In the Gründerzeit period following the unification of Germany, Bismarck's foreign policy as Chancellor of Germany secured Germany's position as a great nation by forging alliances and avoiding war. However, under Wilhelm II, Germany took an imperialistic course, leading to friction with neighbouring countries. A dual alliance was created with the multinational realm of Austria-Hungary; the Triple Alliance of 1882 included Italy. Britain, France and Russia also concluded alliances to protect against Habsburg interference with Russian interests in the Balkans or German interference against France. At the Berlin Conference in 1884, Germany claimed several colonies including German East Africa, German South West Africa, Togoland, and Kamerun. Later, Germany further expanded its colonial empire to include holdings in the Pacific and China. The colonial government in South West Africa, from 1904 to 1907, carried out the annihilation of the local Herero and Namaqua peoples as punishment for an uprising; this was the 20th century's first genocide.
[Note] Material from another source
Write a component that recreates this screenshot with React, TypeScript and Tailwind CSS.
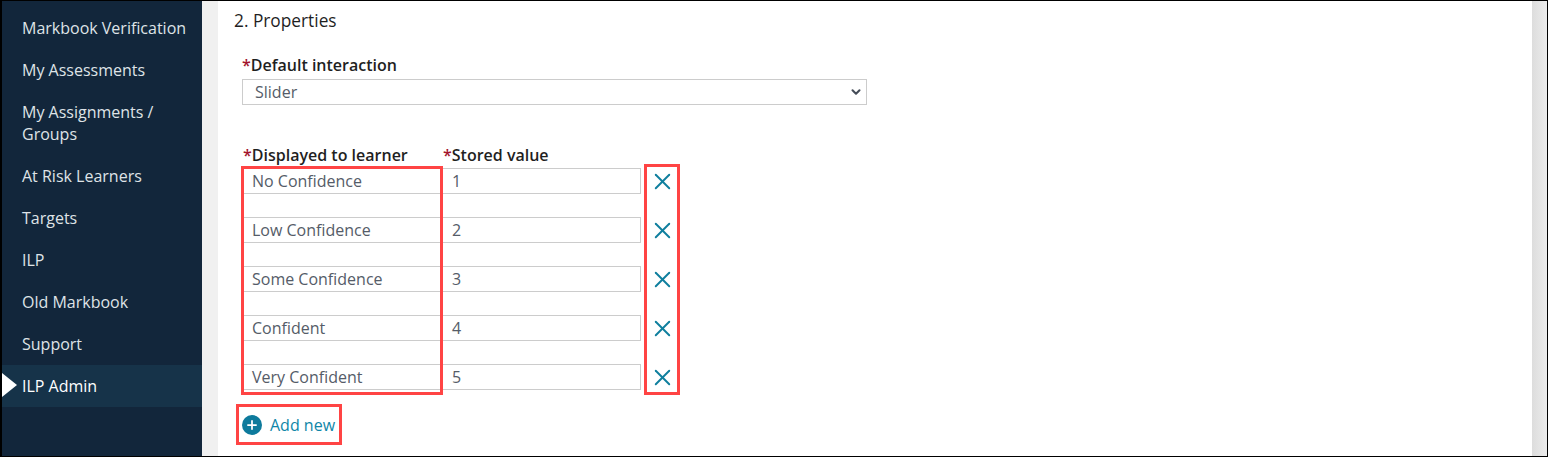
import { ChevronDown, Plus, X } from "lucide-react";

const navItems = [
  "Markbook Verification",
  "My Assessments",
  "My Assignments / Groups",
  "At Risk Learners",
  "Targets",
  "ILP",
  "Old Markbook",
  "Support",
];

const rows = [
  { label: "No Confidence", value: "1" },
  { label: "Low Confidence", value: "2" },
  { label: "Some Confidence", value: "3" },
  { label: "Confident", value: "4" },
  { label: "Very Confident", value: "5" },
];

function Required() {
  return <span className="text-[#a3142d]">*</span>;
}

export default function App() {
  return (
    <div className="flex h-[457px] w-[1548px] overflow-hidden border-t border-r border-b border-l-2 border-black bg-white font-['Open_Sans',sans-serif] text-[16px] leading-[22px]">
      {/* Sidebar */}
      <nav className="h-full w-[200px] shrink-0 bg-[#12263b] pt-[6px] text-[#dfe3e7]">
        {navItems.map((item) => (
          <div key={item} className="py-[10px] pr-[10px] pl-[20px]">
            {item}
          </div>
        ))}
        <div className="relative bg-[#163349] py-[10px] pl-[20px] text-white">
          <span className="absolute top-[8px] left-0 h-0 w-0 border-y-[12px] border-l-[15px] border-y-transparent border-l-white" />
          ILP Admin
        </div>
      </nav>

      <div className="w-[16px] shrink-0 bg-[#f0f0f0]" />

      {/* Main panel */}
      <main className="relative flex-1 pt-[9px] pl-[16px] text-[#1f1f1f]">
        <h2 className="text-[17.3px] font-medium">2. Properties</h2>

        <div className="mt-[22px] pl-[8px]">
          <label className="block leading-[22px] font-semibold">
            <Required />
            Default interaction
          </label>
          <div className="mt-[3px] flex h-[26px] w-[625px] items-center justify-between border border-[#cccccc] pr-[3px] pl-[12px] text-[#555c68]">
            <span>Slider</span>
            <ChevronDown size={14} strokeWidth={3.5} className="text-[#444b57]" />
          </div>
        </div>

        <div className="relative mt-[39px] ml-[8px]">
          <div className="flex font-semibold">
            <div className="w-[200px] pl-[1px]">
              <Required />
              Displayed to learner
            </div>
            <div className="pl-[1px]">
              <Required />
              Stored value
            </div>
          </div>

          <div className="mt-[2px] flex flex-col gap-[23px] text-[#555c68]">
            {rows.map((row) => (
              <div key={row.label} className="flex h-[26px] items-center">
                <div className="flex h-full w-[200px] items-center border border-[#cccccc] pl-[9px]">
                  {row.label}
                </div>
                <div className="flex h-full w-[199px] items-center border border-l-0 border-[#cccccc] pl-[10px]">
                  {row.value}
                </div>
                <X size={27} strokeWidth={1.7} className="ml-[8px] shrink-0 text-[#0f7f9e]" />
              </div>
            ))}
          </div>

          <div className="mt-[24px] flex items-center gap-[8px] text-[#0f86a8]">
            <span className="flex h-[20px] w-[20px] items-center justify-center rounded-full bg-[#0d7a9c]">
              <Plus size={14} strokeWidth={3} className="text-white" />
            </span>
            Add new
          </div>

          {/* Red annotation boxes */}
          <div className="absolute top-[22px] left-[-1px] h-[229px] w-[202px] border-[3px] border-[#ff4444]" />
          <div className="absolute top-[20px] left-[402px] h-[231px] w-[36px] border-[3px] border-[#ff4444]" />
          <div className="absolute top-[260px] left-[-6px] h-[41px] w-[106px] border-[3px] border-[#ff4444]" />
        </div>
      </main>

      <div className="w-[15px] shrink-0 bg-gradient-to-r from-[#dddddd] to-[#ececec]" />
    </div>
  );
}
The assassination of Austria's crown prince on 28 June 1914 provided the pretext for Austria-Hungary to attack Serbia and trigger World War I. After four years of warfare, in which approximately two million German soldiers were killed, a general armistice ended the fighting. In the German Revolution, Emperor Wilhelm II and the ruling princes abdicated their positions and Germany was declared a federal republic. Germany's new leadership signed the Treaty of Versailles in 1919, accepting defeat by the Allies. Germans perceived the treaty as humiliating, which was seen by historians as influential in the rise of Adolf Hitler. Germany lost around 13% of its European territory and ceded all of its colonial possessions in Africa and the South Sea.